Die Strukturen der Akteure, die als Non-Profit-Organisationen auf dem
(Quasi-)Markt der Sozialen Dienste auftreten, lassen sich in die Wohlfahrtsverbände einteilen, die durch die Geschichte unseres Wohlfahrtsstaates eine zentrale Rolle in der Bereitstellung Sozialer Dienste einnehmen. Sie lassen sich zu anderen Organisationsformen in der Sozialen Arbeit wie folgt abgrenzen. Sie differieren von örtlichen karitativen Vereinen, reinen Soziallobbys, Selbsthilfegruppen, staatlichen Sozial- und Fürsorgeeinrichtungen oder am Gewinn orientierten Sozialunternehmen dadurch,
dass sie national und regional als politische Interessengruppe auftreten
in großem Maß Soziale Dienstleistungen anbieten
zwar formal privater Natur sind, aber ihnen eine hohe staatliche Anerkennung und Finanzierung zuteil wird und sie stark
an Weltanschauungen und Werte gebunden sind (vgl. Merchel 2008, S. 70).
Die Anteils- und Kräfteverteilung zwischen den öffentlichen, frei gemeinnützigen und privaten Trägern sieht dabei so aus, dass für die Leistungserbringung die frei gemeinnützigen und privaten Träger zu bevorzugen sind.

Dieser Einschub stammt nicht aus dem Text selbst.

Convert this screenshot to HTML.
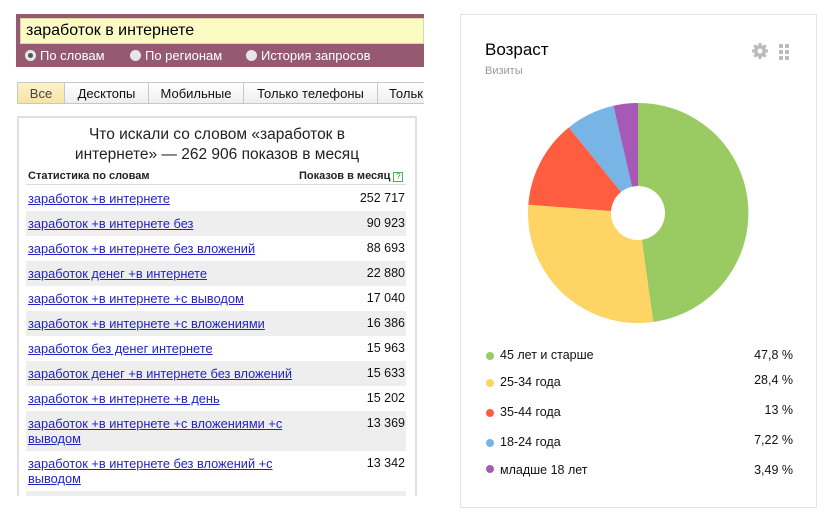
<!DOCTYPE html>
<html><head><meta charset="utf-8"><style>
*{margin:0;padding:0;box-sizing:border-box}
body{width:833px;height:523px;background:#fff;font-family:"Liberation Sans",Arial,sans-serif;position:relative;overflow:hidden}
.a{position:absolute}
.bar{left:16px;top:14px;width:408px;height:53px;background:#955a70}
.inp{left:20px;top:18px;width:404px;height:26px;background:#fbfbc4;border:1px solid #d8d8a0;font-size:16px;padding:3px 0 0 5px;color:#000}
.rad{top:48px;font-size:13px;color:#fff}
.rad i{display:inline-block;width:11px;height:11px;border-radius:50%;background:#e6e6e6;vertical-align:-1px;margin-right:4px}
.tab{top:82px;height:22px;border:1px solid #c8c8c8;border-left:none;background:linear-gradient(#fff,#eee);font-size:13px;text-align:center;padding-top:3px;color:#111}
.box{left:17px;top:116px;width:400px;height:380px;border:2px solid #e0e0e0;border-bottom:none}
.ttl{left:62px;top:125px;width:310px;text-align:center;font-size:15.5px;line-height:20px;color:#222}
.hd{top:170px;font-size:11px;font-weight:bold;color:#222}
.row{left:26px;width:380px;font-size:12.8px;line-height:15px}
.row a{color:#2323c8;text-decoration:underline;position:absolute;left:2px;top:5px;width:270px}
.row span{position:absolute;right:1px;top:5px;color:#111;font-size:12.5px}
.g{background:#eee}
.card{left:460px;top:14px;width:357px;height:494px;border:1px solid #e3e3e3}
.leg{left:486px;font-size:12.5px;color:#111}
.leg i{position:absolute;left:0;top:4px;width:8px;height:8px;border-radius:50%}
.leg b{font-weight:normal;position:absolute;left:14px;top:0;white-space:nowrap}
.pct{right:40px;font-size:12.5px;color:#111}
</style></head><body>
<div class="a bar"></div>
<div class="a inp">заработок в интернете</div>
<div class="a rad" style="left:25px"><i style="background:#e6e6e6;box-shadow:inset 0 0 0 3px #e6e6e6,inset 0 0 0 6px #555"></i>По словам</div>
<div class="a rad" style="left:130px"><i></i>По регионам</div>
<div class="a rad" style="left:246px"><i></i>История запросов</div>
<div class="a tab" style="left:17px;width:48px;border-left:1px solid #c8c8c8;background:linear-gradient(#fdf2c8,#f6e3a6);color:#444">Все</div>
<div class="a tab" style="left:65px;width:84px">Десктопы</div>
<div class="a tab" style="left:149px;width:95px">Мобильные</div>
<div class="a tab" style="left:244px;width:134px">Только телефоны</div>
<div class="a tab" style="left:378px;width:46px;text-align:left;padding-left:11px;border-right:none">Тольк</div>
<div class="a box"></div>
<div class="a ttl">Что искали со словом «заработок в интернете» — 262 906 показов в месяц</div>
<div class="a hd" style="left:28px">Статистика по словам</div>
<div class="a hd" style="left:299px">Показов в месяц <span style="display:inline-block;width:10px;height:10px;border:1px solid #5a5;font-size:8px;line-height:8px;text-align:center;color:#393;font-weight:normal">?</span></div>
<div class="a" style="left:26px;top:184px;width:380px;height:1px;background:#ddd"></div>
<div class="a row" style="top:186px;height:25px"><a>заработок +в интернете</a><span>252 717</span></div>
<div class="a row g" style="top:211px;height:25px"><a>заработок +в интернете без</a><span>90 923</span></div>
<div class="a row" style="top:236px;height:25px"><a>заработок +в интернете без вложений</a><span>88 693</span></div>
<div class="a row g" style="top:261px;height:25px"><a>заработок денег +в интернете</a><span>22 880</span></div>
<div class="a row" style="top:286px;height:25px"><a>заработок +в интернете +с выводом</a><span>17 040</span></div>
<div class="a row g" style="top:311px;height:25px"><a>заработок +в интернете +с вложениями</a><span>16 386</span></div>
<div class="a row" style="top:336px;height:25px"><a>заработок без денег интернете</a><span>15 963</span></div>
<div class="a row g" style="top:361px;height:25px"><a>заработок денег +в интернете без вложений</a><span>15 633</span></div>
<div class="a row" style="top:386px;height:25px"><a>заработок +в интернете +в день</a><span>15 202</span></div>
<div class="a row g" style="top:411px;height:40px"><a>заработок +в интернете +с вложениями +с выводом</a><span>13 369</span></div>
<div class="a row" style="top:451px;height:40px"><a>заработок +в интернете без вложений +с выводом</a><span>13 342</span></div>
<div class="a row g" style="top:491px;height:5px"></div>

<div class="a card"></div>
<div class="a" style="left:485px;top:40px;font-size:17px;color:#000">Возраст</div>
<div class="a" style="left:485px;top:65px;font-size:11px;color:#999">Визиты</div>
<svg class="a" style="left:750px;top:41px" width="40" height="20" viewBox="0 0 40 20">
<g fill="#bbb"><circle cx="10" cy="10" r="6"/><g stroke="#bbb" stroke-width="3"><line x1="10" y1="2" x2="10" y2="18"/><line x1="2" y1="10" x2="18" y2="10"/><line x1="4.3" y1="4.3" x2="15.7" y2="15.7"/><line x1="15.7" y1="4.3" x2="4.3" y2="15.7"/></g><circle cx="10" cy="10" r="2.5" fill="#fff"/>
<rect x="29" y="3" width="4" height="4"/><rect x="35" y="3" width="4" height="4"/><rect x="29" y="9" width="4" height="4"/><rect x="35" y="9" width="4" height="4"/><rect x="29" y="15" width="4" height="4"/><rect x="35" y="15" width="4" height="4"/></g></svg>
<svg class="a" style="left:0;top:0" width="833" height="523">
<path d="M638 213L638 103A110 110 0 0 1 653.2 322Z" fill="#9acb63"/>
<path d="M638 213L653.2 322A110 110 0 0 1 528.3 204.7Z" fill="#fed565"/>
<path d="M638 213L528.3 204.7A110 110 0 0 1 568.9 127.4Z" fill="#fe5e3f"/>
<path d="M638 213L568.9 127.4A110 110 0 0 1 613.5 105.8Z" fill="#78b5e6"/>
<path d="M638 213L613.5 105.8A110 110 0 0 1 638 103Z" fill="#a659b5"/>
<circle cx="638" cy="213" r="27" fill="#fff"/>
</svg>
<div class="a leg" style="top:348px"><i style="background:#9acb63"></i><b>45 лет и старше</b></div>
<div class="a leg" style="top:375px"><i style="background:#fed565"></i><b>25-34 года</b></div>
<div class="a leg" style="top:405px"><i style="background:#fe5e3f"></i><b>35-44 года</b></div>
<div class="a leg" style="top:435px"><i style="background:#78b5e6"></i><b>18-24 года</b></div>
<div class="a leg" style="top:463px"><i style="background:#a659b5;top:2px"></i><b>младше 18 лет</b></div>
<div class="a pct" style="top:348px">47,8 %</div>
<div class="a pct" style="top:373px">28,4 %</div>
<div class="a pct" style="top:403px">13 %</div>
<div class="a pct" style="top:433px">7,22 %</div>
<div class="a pct" style="top:463px">3,49 %</div>
</body></html>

Dies entspricht dem Willen des Gesetzgebers und ist auch im Sozialgesetzbuch (SGB) verankert. Allerdings trägt grundsätzlich der Staat als öffentlicher Träger z.B. in der Jugendhilfe, Sozialhilfe gegenüber den Klienten die Gesamtverantwortung (vgl. Bossong 2010, S. 44).
Vier Elemente sind dabei kennzeichnend für die Produkte der Sozialen Arbeit. Es handelt sich immer um Dienstleistungen, die interaktiv-personenbezogen verrichtet werden. Ihrer Funktion nach lässt sich differenzieren nach form-beschützenden, formschützend-überwachenden und innovativ-effektivitätssteigernden Angeboten. Die Dienstleistungen werden organisiert, es gibt Fachpersonal und die Arbeit wird entlohnt. Sie werden eingerahmt durch die Sozialpolitik und zentral angeboten (vgl. Bauer 2001, S. 70).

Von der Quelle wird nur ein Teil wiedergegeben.